Am 19. Juli 1971 um 10 Uhr eröffnete der Kinderplanet mit 4000 Kindern. Innert Kürze glich der Planet einem Schlachtfeld, Kinder lärmten durch die Hallen, schlugen alles kurz und klein. Kinder und Erwachsene rafften zusammen, was sie konnten, Trauben von Kindern liessen die Autowracks aneinanderkrachen, der Hubschrauberrumpf wurde zertrümmert und aus der Verankerung gestossen. Dazwischen standen die geladenen Gäste aus Politik und Wirtschaft, Aufnahmeteams von Rundfunk und Fernsehen. Die Betreuer blieben ruhig und versuchten nicht, die Aggression der Kinder zu bremsen.

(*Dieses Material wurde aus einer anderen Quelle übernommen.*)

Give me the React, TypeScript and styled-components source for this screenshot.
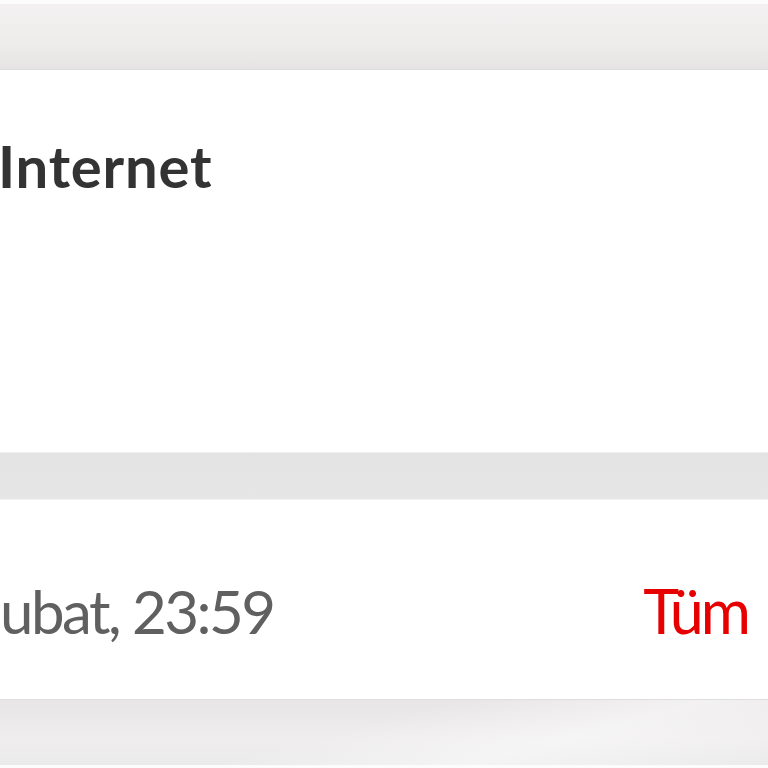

Gegen Mittag hatten sich die Kinder ausgetobt, langsam gingen sie zu produktiveren Tätigkeiten über, erste Gruppen bildeten sich, probten Theaterstücke und führten sie auf. Der zweite Tag mit 6000 Kindern verlief vergleichsweise ruhig. Über drei Wochen besuchten insgesamt 45 000 Personen den Kinderplaneten. Zu Beginn stiessen der Kinderplanet und sein pädagogisches Konzept auf heftige Kritik. Dreck und Unordnung, gemalte Parolen und Symbole auf den Trennwänden, aber auch rote Fahnen, bestärkten die Vorurteile, dass die Kinder dort politisch indoktriniert würden.
Das Schulamt der Stadt Frankfurt befürchtete einen Imageschaden und versuchte missliebige Aktionen und den Materialnachschub zu unterbinden. Die Kritik von aussen kittete Kinder, Betreuer und die AG1 jedoch zusammen. Zunehmend berichtete auch die Presse positiv. Trotzdem wurde die ursprüngliche Idee, den Kinderplanet dezentrale in verschiedenen Stadtteilen einzuführen, von der Stadt aufgegeben. Insofern war der Kinderplanet gleichzeitig Erfolg und Scheitern.
Das Projekt fand jedoch in Elterninitiativen und einer Publikationen einen wichtigen Nachhall. Drei Mitglieder der AG1 veröffentlichten 1972 Kinderplanet oder Das Elend der Kinder in der Grosstadt. Die Publikation verband die theoretische Analyse der Situation der Kinder und der konkreten Erfahrung des Projektes „Kinderplanet“. Elterninitiativen nahmen die Ideen der AG1 auf und führten sie in kleineren Projekten weiter. Sie erkannten, dass Erziehung nicht rein privat, sondern immer auch politisch ist.